Kitchener-Guelph, a mere 30 minute drive, has minimal bus service because Greyhound still has the contract for it. It does, however, run a lot of Toronto-Guelph, Toronto-Kitchener and Toronto-London buses because they;re still busy (thank students). In the 1980s, one could get daily buses to places like Goderich, St. Thomas, Simcoe, Owen Sound, Collingwood and Sarnia by bus from Toronto. That's not possible anymore.

There's no more Guelph-Hamilton bus anymore. Coach Canada abandoned the route; so did Aboutown (which is nearly bankrupt) when they tried to make a go of it. The hope is that GO Transit will take it on.
 
Of course it has to do with population density.......you need people to take the train and specifically those people need to be concentrated in relatively few locations. Rail is only effective today for inner city travel. Our highways are here to stay and people in the country and small centres use them a lot as they have high car ownership and their transit systems are lousy in the smaller cities and non-existent in places of less than 15,000.

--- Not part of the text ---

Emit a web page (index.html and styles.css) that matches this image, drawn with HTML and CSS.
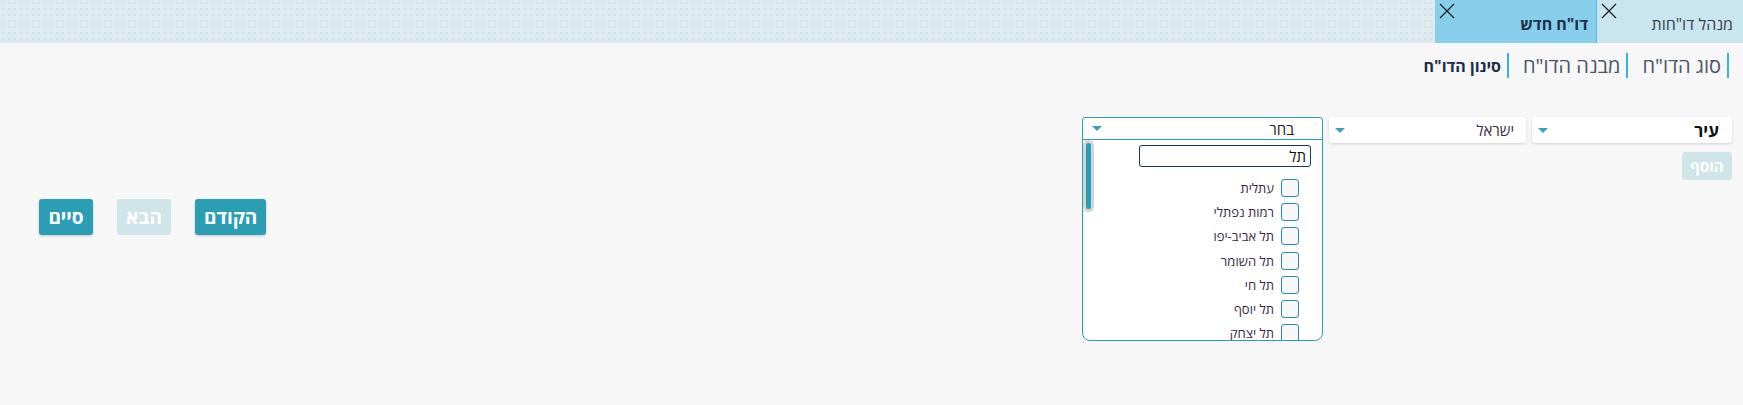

Also effective rail naturally means that people have to get the station and that means either chancing leaving your car there all day at a healthy premium or taking transit and the major centres on these lines all have decent transit. No one is going to drive for 30 minutes to get to a train station and them pay to leave their car there...............they'll just take the car to the city.

VIA could work with Greyhound and other regional bus services to coordinate times and maybe even some form of integration in fares so Greyhound in Southern Ont/Que very much would work as a feeder system, I think they would find it mutually beneficial.